_DATA SECTION_
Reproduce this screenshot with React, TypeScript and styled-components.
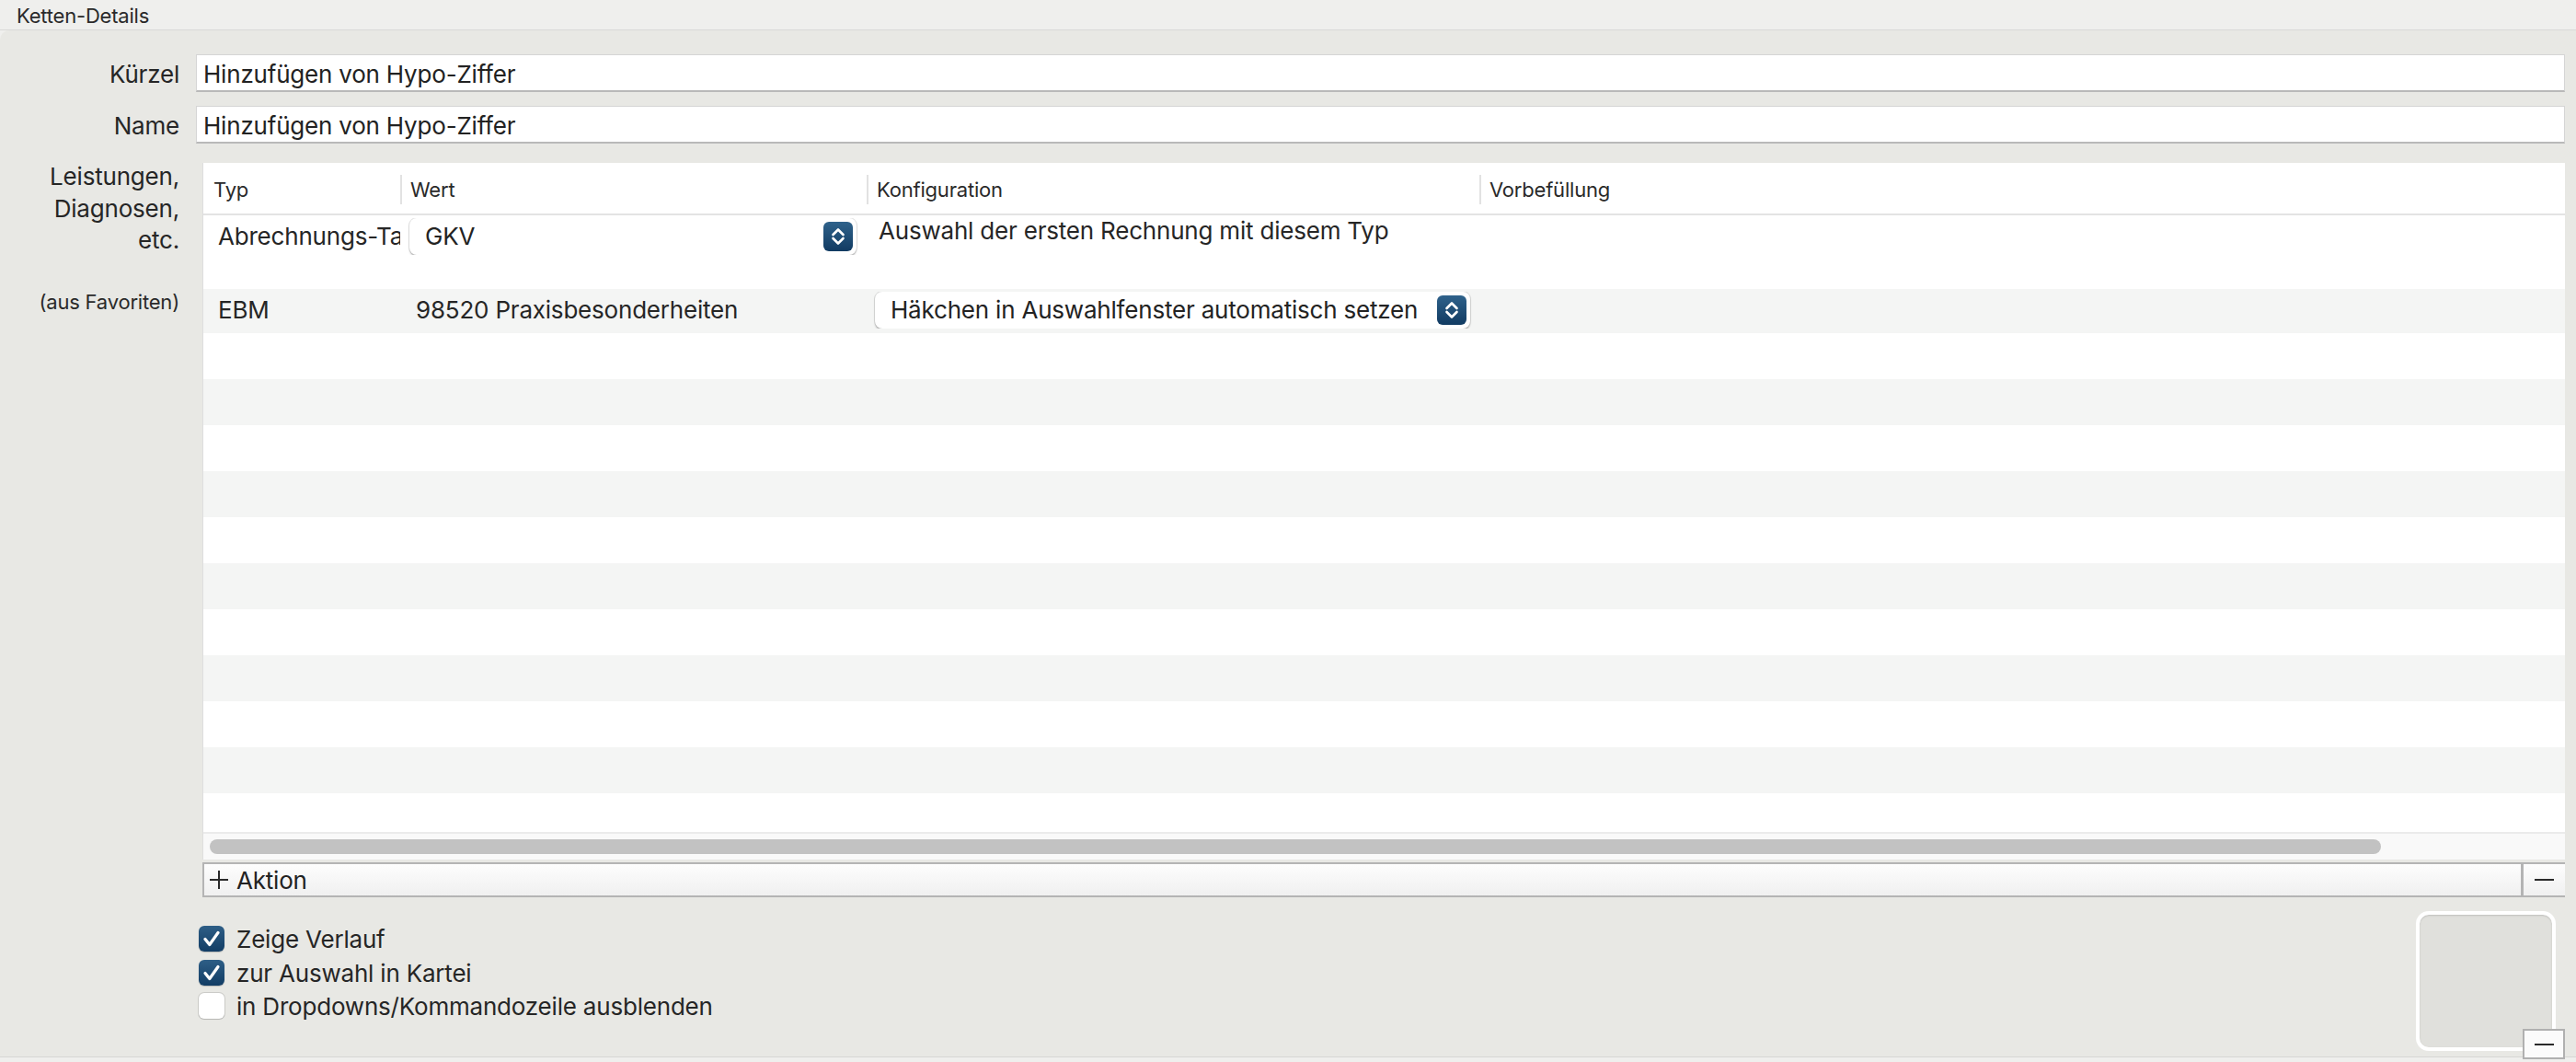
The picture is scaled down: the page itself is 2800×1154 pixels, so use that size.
import React from "react";
import styled, { createGlobalStyle } from "styled-components";

const GlobalStyle = createGlobalStyle`
  html, body {
    margin: 0;
    padding: 0;
    background: #efefed;
  }
  body {
    font-family: Inter, "Noto Sans", "Liberation Sans", sans-serif;
    color: #262626;
    letter-spacing: -0.2px;
    -webkit-font-smoothing: antialiased;
  }
`;

const COLS = "214px 507px 666px 1fr";

const Window = styled.div`
  width: 2800px;
  height: 1154px;
  display: flex;
  flex-direction: column;
  background: #efefed;
  overflow: hidden;
`;

const TitleBar = styled.div`
  height: 33px;
  box-sizing: border-box;
  padding: 3px 0 0 18px;
  font-size: 22px;
  line-height: 29px;
  color: #2a2a2a;
  border-bottom: 1px solid #d9d9d7;
`;

const Panel = styled.div`
  height: 1116px;
  box-sizing: border-box;
  background: #e8e8e4;
  border-top-left-radius: 10px;
  border-bottom: 1px solid #d6d6d4;
  padding: 26px 12px 0 0;
  display: flex;
  flex-direction: column;
`;

const FieldRow = styled.div<{ $top?: number }>`
  display: grid;
  grid-template-columns: 195px 1fr;
  column-gap: 18px;
  margin-top: ${(p) => p.$top ?? 0}px;
`;

const Label = styled.div`
  height: 41px;
  box-sizing: border-box;
  text-align: right;
  font-size: 26px;
  line-height: 38px;
  padding-top: 3px;
  color: #262626;
`;

const TextField = styled.div`
  height: 41px;
  box-sizing: border-box;
  background: #fff;
  border: 1px solid #d5d5d5;
  border-bottom: 2px solid #b9b9b9;
  padding: 3px 0 0 7px;
  font-size: 26px;
  line-height: 35px;
  color: #222;
`;

const LabelStack = styled.div`
  display: flex;
  flex-direction: column;
  align-items: flex-end;
  margin-top: -2px;
`;

const StackLine = styled.div`
  font-size: 26px;
  line-height: 34.5px;
  color: #262626;
`;

const Hint = styled.div`
  font-size: 22px;
  line-height: 28px;
  margin-top: 35px;
  color: #2a2a2a;
`;

const TableArea = styled.div`
  margin-left: 7px;
  display: flex;
  flex-direction: column;
`;

const TableBox = styled.div`
  background: #fff;
  border-left: 1px solid #dedede;
`;

const HeaderRow = styled.div`
  display: grid;
  grid-template-columns: ${COLS};
  height: 57px;
  box-sizing: border-box;
  border-bottom: 2px solid #e3e3e3;
`;

const HeaderCell = styled.div<{ $sep?: boolean }>`
  position: relative;
  padding: 4px 0 0 11px;
  font-size: 22px;
  line-height: 51px;
  color: #2a2a2a;
  white-space: nowrap;
  overflow: hidden;
  &::before {
    content: "";
    display: ${(p) => (p.$sep ? "block" : "none")};
    position: absolute;
    left: 0;
    top: 13px;
    height: 32px;
    width: 2px;
    background: #e2e2e2;
  }
`;

const Body = styled.div`
  height: 670px;
  overflow: hidden;
`;

const Row = styled.div<{ $h: number; $alt?: boolean; $top?: boolean }>`
  display: grid;
  grid-template-columns: ${COLS};
  height: ${(p) => p.$h}px;
  box-sizing: border-box;
  background: ${(p) => (p.$alt ? "#f4f5f4" : "#fff")};
  align-items: ${(p) => (p.$top ? "start" : "center")};
  padding: ${(p) => (p.$top ? "3px 0 0" : "0 0 3px")};
`;

const Cell = styled.div<{ $pad: number; $lift?: number }>`
  padding-left: ${(p) => p.$pad}px;
  font-size: 26px;
  line-height: 40px;
  height: 40px;
  margin-top: ${(p) => -(p.$lift ?? 0)}px;
  white-space: nowrap;
  overflow: hidden;
  color: #262626;
`;

const PopupBox = styled.div<{ $w: number }>`
  width: ${(p) => p.$w}px;
  height: 40px;
  box-sizing: border-box;
  background: #fff;
  border-radius: 8px;
  box-shadow: 0 0 0 1px rgba(0, 0, 0, 0.09), 0 1.5px 2px rgba(0, 0, 0, 0.22);
  display: flex;
  align-items: center;
  justify-content: space-between;
  padding: 0 4px 0 17px;
  font-size: 26px;
  color: #232323;
`;

const Stepper = styled.div`
  width: 32px;
  height: 32px;
  border-radius: 6px;
  background: linear-gradient(#2f628b, #113b62);
  display: flex;
  align-items: center;
  justify-content: center;
`;

const ScrollTrack = styled.div`
  height: 30px;
  box-sizing: border-box;
  background: #f9f9f9;
  border-top: 2px solid #ebebeb;
  padding: 6px 200px 0 7px;
`;

const Thumb = styled.div`
  height: 16px;
  border-radius: 8px;
  background: #c2c2c2;
`;

const ActionBar = styled.div`
  margin-top: 3px;
  height: 38px;
  box-sizing: border-box;
  display: flex;
  border-top: 2px solid #b4b4b4;
  border-bottom: 2px solid #b4b4b4;
  border-left: 2px solid #b4b4b4;
  background: linear-gradient(#fdfdfd, #f0f0f0);
`;

const AddButton = styled.div`
  flex: 1;
  display: flex;
  align-items: center;
  gap: 8px;
  padding-left: 5px;
  font-size: 26px;
  color: #222;
`;

const MinusCell = styled.div`
  width: 45px;
  border-left: 3px solid #b4b4b4;
  display: flex;
  align-items: center;
  justify-content: center;
`;

const MinusLine = styled.div`
  width: 21px;
  height: 2px;
  background: #2a2a2a;
`;

const Footer = styled.div`
  display: flex;
  justify-content: space-between;
  align-items: flex-start;
  padding-left: 216px;
`;

const Checks = styled.div`
  padding-top: 31px;
  display: flex;
  flex-direction: column;
`;

const CheckRow = styled.div`
  height: 36.5px;
  display: flex;
  align-items: flex-start;
  gap: 13px;
  font-size: 26px;
  line-height: 30px;
  color: #262626;
`;

const Box = styled.div<{ $on: boolean }>`
  width: 28px;
  height: 28px;
  box-sizing: border-box;
  border-radius: 6px;
  background: ${(p) => (p.$on ? "linear-gradient(#2e5e86, #123d65)" : "#fff")};
  box-shadow: ${(p) =>
    p.$on ? "0 1px 1px rgba(0,0,0,0.2)" : "0 0 0 1px rgba(0,0,0,0.12), 0 1px 1px rgba(0,0,0,0.1)"};
  display: flex;
  align-items: center;
  justify-content: center;
`;

const Well = styled.div`
  position: relative;
  margin: 15px 10px 0 0;
  width: 152px;
  height: 152px;
  box-sizing: border-box;
  border-radius: 14px;
  border: 4px solid #fff;
  background: #e0e0dc;
  box-shadow: inset 0 1px 2px rgba(0, 0, 0, 0.15);
`;

const WellMinus = styled.div`
  position: absolute;
  right: -14px;
  bottom: -13px;
  width: 46px;
  height: 33px;
  box-sizing: border-box;
  background: #fbfbfb;
  border: 2px solid #b0b0b0;
  display: flex;
  align-items: center;
  justify-content: center;
`;

function Chevrons() {
  return (
    <svg width="32" height="32" viewBox="0 0 32 32" fill="none">
      <path d="M10.5 14 L16 8.5 L21.5 14" stroke="#fff" strokeWidth="2.6" strokeLinecap="round" strokeLinejoin="round" />
      <path d="M10.5 18 L16 23.5 L21.5 18" stroke="#fff" strokeWidth="2.6" strokeLinecap="round" strokeLinejoin="round" />
    </svg>
  );
}

function Popup({ width, label }: { width: number; label: string }) {
  return (
    <PopupBox $w={width}>
      <span>{label}</span>
      <Stepper>
        <Chevrons />
      </Stepper>
    </PopupBox>
  );
}

function Check({ on, label }: { on: boolean; label: string }) {
  return (
    <CheckRow>
      <Box $on={on}>
        {on && (
          <svg width="28" height="28" viewBox="0 0 28 28" fill="none">
            <path d="M7 14.5 L11.8 20.5 L21 7.5" stroke="#fff" strokeWidth="3.2" strokeLinecap="round" strokeLinejoin="round" />
          </svg>
        )}
      </Box>
      <span>{label}</span>
    </CheckRow>
  );
}

export default function App() {
  const fillers = Array.from({ length: 11 }, (_, i) => i % 2 === 1);
  return (
    <>
      <GlobalStyle />
      <Window>
        <TitleBar>Ketten-Details</TitleBar>
        <Panel>
          <FieldRow>
            <Label>Kürzel</Label>
            <TextField>Hinzufügen von Hypo-Ziffer</TextField>
          </FieldRow>
          <FieldRow $top={15}>
            <Label>Name</Label>
            <TextField>Hinzufügen von Hypo-Ziffer</TextField>
          </FieldRow>
          <FieldRow $top={21}>
            <LabelStack>
              <StackLine>Leistungen,</StackLine>
              <StackLine>Diagnosen,</StackLine>
              <StackLine>etc.</StackLine>
              <Hint>(aus Favoriten)</Hint>
            </LabelStack>
            <TableArea>
              <TableBox>
                <HeaderRow>
                  <HeaderCell>Typ</HeaderCell>
                  <HeaderCell $sep>Wert</HeaderCell>
                  <HeaderCell $sep>Konfiguration</HeaderCell>
                  <HeaderCell $sep>Vorbefüllung</HeaderCell>
                </HeaderRow>
                <Body>
                  <Row $h={80} $top>
                    <Cell $pad={16}>Abrechnungs-Tag</Cell>
                    <Cell $pad={10}>
                      <Popup width={486} label="GKV" />
                    </Cell>
                    <Cell $pad={13} $lift={6}>
                      Auswahl der ersten Rechnung mit diesem Typ
                    </Cell>
                    <Cell $pad={0} />
                  </Row>
                  <Row $h={48} $alt>
                    <Cell $pad={16}>EBM</Cell>
                    <Cell $pad={17}>98520 Praxisbesonderheiten</Cell>
                    <Cell $pad={9}>
                      <Popup width={647} label="Häkchen in Auswahlfenster automatisch setzen" />
                    </Cell>
                    <Cell $pad={0} />
                  </Row>
                  {fillers.map((alt, i) => (
                    <Row key={i} $h={50} $alt={alt} />
                  ))}
                </Body>
                <ScrollTrack>
                  <Thumb />
                </ScrollTrack>
              </TableBox>
              <ActionBar>
                <AddButton>
                  <svg width="22" height="22" viewBox="0 0 22 22">
                    <path d="M11 1 V21 M1 11 H21" stroke="#2a2a2a" strokeWidth="2" />
                  </svg>
                  <span>Aktion</span>
                </AddButton>
                <MinusCell>
                  <MinusLine />
                </MinusCell>
              </ActionBar>
            </TableArea>
          </FieldRow>
          <Footer>
            <Checks>
              <Check on label="Zeige Verlauf" />
              <Check on label="zur Auswahl in Kartei" />
              <Check on={false} label="in Dropdowns/Kommandozeile ausblenden" />
            </Checks>
            <Well>
              <WellMinus>
                <MinusLine />
              </WellMinus>
            </Well>
          </Footer>
        </Panel>
      </Window>
    </>
  );
}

_AIM_
Each line with the string "React" in it needs to be found and copied.

_THE ANSWER_
Reproduce this screenshot with React, TypeScript and styled-components.
import React from "react";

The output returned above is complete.